-------- GIVEN DATA

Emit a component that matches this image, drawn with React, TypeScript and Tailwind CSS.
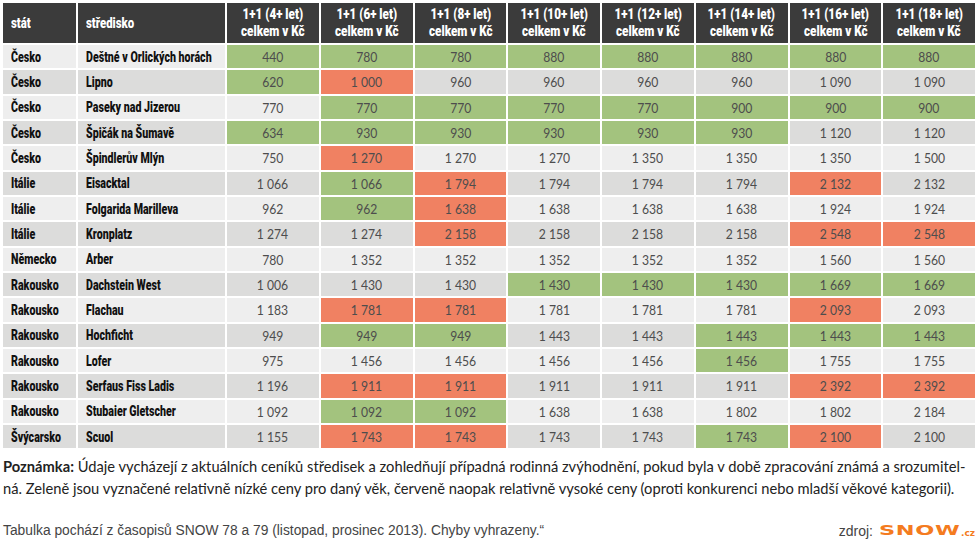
const heads = ["4+", "6+", "8+", "10+", "12+", "14+", "16+", "18+"]

const rows: [string, string, string][] = [
  ["Česko", "Deštné v Orlických horách", "440g 780g 780g 880g 880g 880g 880g 880g"],
  ["Česko", "Lipno", "620g 1000r 960 960 960 960 1090 1090"],
  ["Česko", "Paseky nad Jizerou", "770 770g 770g 770g 770g 900g 900g 900g"],
  ["Česko", "Špičák na Šumavě", "634g 930g 930g 930g 930g 930g 1120 1120"],
  ["Česko", "Špindlerův Mlýn", "750 1270r 1270 1270 1350 1350 1350 1500"],
  ["Itálie", "Eisacktal", "1066 1066g 1794r 1794 1794 1794 2132r 2132"],
  ["Itálie", "Folgarida Marilleva", "962 962g 1638r 1638 1638 1638 1924 1924"],
  ["Itálie", "Kronplatz", "1274 1274 2158r 2158 2158 2158 2548r 2548r"],
  ["Německo", "Arber", "780 1352 1352 1352 1352 1352 1560 1560"],
  ["Rakousko", "Dachstein West", "1006 1430 1430 1430g 1430g 1430g 1669g 1669g"],
  ["Rakousko", "Flachau", "1183 1781r 1781r 1781 1781 1781 2093r 2093"],
  ["Rakousko", "Hochficht", "949 949g 949g 1443 1443 1443g 1443g 1443g"],
  ["Rakousko", "Lofer", "975 1456 1456 1456 1456 1456g 1755 1755"],
  ["Rakousko", "Serfaus Fiss Ladis", "1196 1911r 1911r 1911 1911 1911 2392r 2392r"],
  ["Rakousko", "Stubaier Gletscher", "1092 1092g 1092g 1638 1638 1802 1802 2184"],
  ["Švýcarsko", "Scuol", "1155 1743r 1743r 1743 1743 1743g 2100r 2100"],
]

// no condensed face installed, so squeeze Roboto heavy horizontally
const cond = "font-['Roboto',sans-serif] font-black inline-block whitespace-nowrap"

function fmt(v: string) {
  return v.length > 3 ? v.slice(0, -3) + " " + v.slice(-3) : v
}

export default function App() {
  return (
    <div className="w-[980px] h-[560px] bg-white overflow-hidden pt-[3px] pl-[3px]">
      <div className="w-[972px] grid grid-cols-[73px_147px_repeat(8,minmax(0,1fr))] grid-rows-[40px_repeat(16,23.33px)] gap-[2px]">
        {/* header */}
        <div className="bg-[#3b3b3b] text-white text-[15px] flex items-center pl-2">
          <span className={`${cond} scale-x-[0.76] origin-left`}>stát</span>
        </div>
        <div className="bg-[#3b3b3b] text-white text-[15px] flex items-center pl-2">
          <span className={`${cond} scale-x-[0.76] origin-left`}>středisko</span>
        </div>
        {heads.map((h) => (
          <div key={h} className="bg-[#3b3b3b] text-white text-[15px] leading-[17px] flex flex-col items-center justify-center">
            <span className={`${cond} scale-x-[0.78] origin-center`}>1+1 ({h} let)</span>
            <span className={`${cond} scale-x-[0.78] origin-center`}>celkem v Kč</span>
          </div>
        ))}

        {rows.map(([country, resort, vals], i) => {
          const base = i % 2 === 0 ? "bg-[#eeeeee]" : "bg-[#dcdcdb]"
          return [
            <div key={`c${i}`} className={`${base} text-[14px] text-[#111] flex items-center pl-2 pt-px`}>
              <span className={`${cond} scale-x-[0.76] origin-left`}>{country}</span>
            </div>,
            <div key={`r${i}`} className={`${base} text-[14px] text-[#111] flex items-center pl-2 pt-px`}>
              <span className={`${cond} scale-x-[0.76] origin-left`}>{resort}</span>
            </div>,
            ...vals.split(" ").map((t, j) => {
              const tone = t.slice(-1)
              const v = tone === "g" || tone === "r" ? t.slice(0, -1) : t
              const bg = tone === "g" ? "bg-[#a3c37e]" : tone === "r" ? "bg-[#f08162]" : base
              return (
                <div key={`v${i}-${j}`} className={`${bg} font-['Lato',sans-serif] text-[13.5px] text-[#4d4d4d] flex items-center justify-center whitespace-nowrap pt-px`}>
                  <span className="inline-block scale-x-[0.9]">{fmt(v)}</span>
                </div>
              )
            }),
          ]
        })}
      </div>

      {/* note */}
      <div className="mt-[7px] font-['Lato',sans-serif] text-[14.7px] leading-[22px] text-[#222] whitespace-nowrap">
        <div>
          <span className="font-bold">Poznámka:</span> Údaje vycházejí z aktuálních ceníků středisek a zohledňují případná rodinná zvýhodnění, pokud byla v době zpracování známá a srozumitel-
        </div>
        <div>ná. Zeleně jsou vyznačené relativně nízké ceny pro daný věk, červeně naopak relativně vysoké ceny (oproti konkurenci nebo mladší věkové kategorii).</div>
      </div>

      {/* footer */}
      <div className="mt-[22px] w-[972px] flex items-center justify-between font-['Liberation_Sans',Arial,sans-serif] text-[13.8px] text-[#444]">
        <span>Tabulka pochází z časopisů SNOW 78 a 79 (listopad, prosinec 2013). Chyby vyhrazeny.“</span>
        <span className="flex items-baseline gap-[6px]">
          <span className="text-[14px]">zdroj:</span>
          <span className="flex items-baseline text-[#f47b20]">
            <span className="inline-block w-[82px] font-['DejaVu_Sans',sans-serif] font-bold text-[17px] leading-none tracking-[0.5px] origin-left scale-x-[1.32] scale-y-[0.8]">SNOW</span>
            <span className="font-['DejaVu_Sans',sans-serif] font-bold text-[9px]">.cz</span>
          </span>
        </span>
      </div>
    </div>
  )
}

----------------

EXERCISE OBJECTIVE -
Make an exact reproduction of the listing above, without any pictures.

OUTPUT FOR THIS TASK -
Emit a component that matches this image, drawn with React, TypeScript and Tailwind CSS.
const heads = ["4+", "6+", "8+", "10+", "12+", "14+", "16+", "18+"]

const rows: [string, string, string][] = [
  ["Česko", "Deštné v Orlických horách", "440g 780g 780g 880g 880g 880g 880g 880g"],
  ["Česko", "Lipno", "620g 1000r 960 960 960 960 1090 1090"],
  ["Česko", "Paseky nad Jizerou", "770 770g 770g 770g 770g 900g 900g 900g"],
  ["Česko", "Špičák na Šumavě", "634g 930g 930g 930g 930g 930g 1120 1120"],
  ["Česko", "Špindlerův Mlýn", "750 1270r 1270 1270 1350 1350 1350 1500"],
  ["Itálie", "Eisacktal", "1066 1066g 1794r 1794 1794 1794 2132r 2132"],
  ["Itálie", "Folgarida Marilleva", "962 962g 1638r 1638 1638 1638 1924 1924"],
  ["Itálie", "Kronplatz", "1274 1274 2158r 2158 2158 2158 2548r 2548r"],
  ["Německo", "Arber", "780 1352 1352 1352 1352 1352 1560 1560"],
  ["Rakousko", "Dachstein West", "1006 1430 1430 1430g 1430g 1430g 1669g 1669g"],
  ["Rakousko", "Flachau", "1183 1781r 1781r 1781 1781 1781 2093r 2093"],
  ["Rakousko", "Hochficht", "949 949g 949g 1443 1443 1443g 1443g 1443g"],
  ["Rakousko", "Lofer", "975 1456 1456 1456 1456 1456g 1755 1755"],
  ["Rakousko", "Serfaus Fiss Ladis", "1196 1911r 1911r 1911 1911 1911 2392r 2392r"],
  ["Rakousko", "Stubaier Gletscher", "1092 1092g 1092g 1638 1638 1802 1802 2184"],
  ["Švýcarsko", "Scuol", "1155 1743r 1743r 1743 1743 1743g 2100r 2100"],
]

// no condensed face installed, so squeeze Roboto heavy horizontally
const cond = "font-['Roboto',sans-serif] font-black inline-block whitespace-nowrap"

function fmt(v: string) {
  return v.length > 3 ? v.slice(0, -3) + " " + v.slice(-3) : v
}

export default function App() {
  return (
    <div className="w-[980px] h-[560px] bg-white overflow-hidden pt-[3px] pl-[3px]">
      <div className="w-[972px] grid grid-cols-[73px_147px_repeat(8,minmax(0,1fr))] grid-rows-[40px_repeat(16,23.33px)] gap-[2px]">
        {/* header */}
        <div className="bg-[#3b3b3b] text-white text-[15px] flex items-center pl-2">
          <span className={`${cond} scale-x-[0.76] origin-left`}>stát</span>
        </div>
        <div className="bg-[#3b3b3b] text-white text-[15px] flex items-center pl-2">
          <span className={`${cond} scale-x-[0.76] origin-left`}>středisko</span>
        </div>
        {heads.map((h) => (
          <div key={h} className="bg-[#3b3b3b] text-white text-[15px] leading-[17px] flex flex-col items-center justify-center">
            <span className={`${cond} scale-x-[0.78] origin-center`}>1+1 ({h} let)</span>
            <span className={`${cond} scale-x-[0.78] origin-center`}>celkem v Kč</span>
          </div>
        ))}

        {rows.map(([country, resort, vals], i) => {
          const base = i % 2 === 0 ? "bg-[#eeeeee]" : "bg-[#dcdcdb]"
          return [
            <div key={`c${i}`} className={`${base} text-[14px] text-[#111] flex items-center pl-2 pt-px`}>
              <span className={`${cond} scale-x-[0.76] origin-left`}>{country}</span>
            </div>,
            <div key={`r${i}`} className={`${base} text-[14px] text-[#111] flex items-center pl-2 pt-px`}>
              <span className={`${cond} scale-x-[0.76] origin-left`}>{resort}</span>
            </div>,
            ...vals.split(" ").map((t, j) => {
              const tone = t.slice(-1)
              const v = tone === "g" || tone === "r" ? t.slice(0, -1) : t
              const bg = tone === "g" ? "bg-[#a3c37e]" : tone === "r" ? "bg-[#f08162]" : base
              return (
                <div key={`v${i}-${j}`} className={`${bg} font-['Lato',sans-serif] text-[13.5px] text-[#4d4d4d] flex items-center justify-center whitespace-nowrap pt-px`}>
                  <span className="inline-block scale-x-[0.9]">{fmt(v)}</span>
                </div>
              )
            }),
          ]
        })}
      </div>

      {/* note */}
      <div className="mt-[7px] font-['Lato',sans-serif] text-[14.7px] leading-[22px] text-[#222] whitespace-nowrap">
        <div>
          <span className="font-bold">Poznámka:</span> Údaje vycházejí z aktuálních ceníků středisek a zohledňují případná rodinná zvýhodnění, pokud byla v době zpracování známá a srozumitel-
        </div>
        <div>ná. Zeleně jsou vyznačené relativně nízké ceny pro daný věk, červeně naopak relativně vysoké ceny (oproti konkurenci nebo mladší věkové kategorii).</div>
      </div>

      {/* footer */}
      <div className="mt-[22px] w-[972px] flex items-center justify-between font-['Liberation_Sans',Arial,sans-serif] text-[13.8px] text-[#444]">
        <span>Tabulka pochází z časopisů SNOW 78 a 79 (listopad, prosinec 2013). Chyby vyhrazeny.“</span>
        <span className="flex items-baseline gap-[6px]">
          <span className="text-[14px]">zdroj:</span>
          <span className="flex items-baseline text-[#f47b20]">
            <span className="inline-block w-[82px] font-['DejaVu_Sans',sans-serif] font-bold text-[17px] leading-none tracking-[0.5px] origin-left scale-x-[1.32] scale-y-[0.8]">SNOW</span>
            <span className="font-['DejaVu_Sans',sans-serif] font-bold text-[9px]">.cz</span>
          </span>
        </span>
      </div>
    </div>
  )
}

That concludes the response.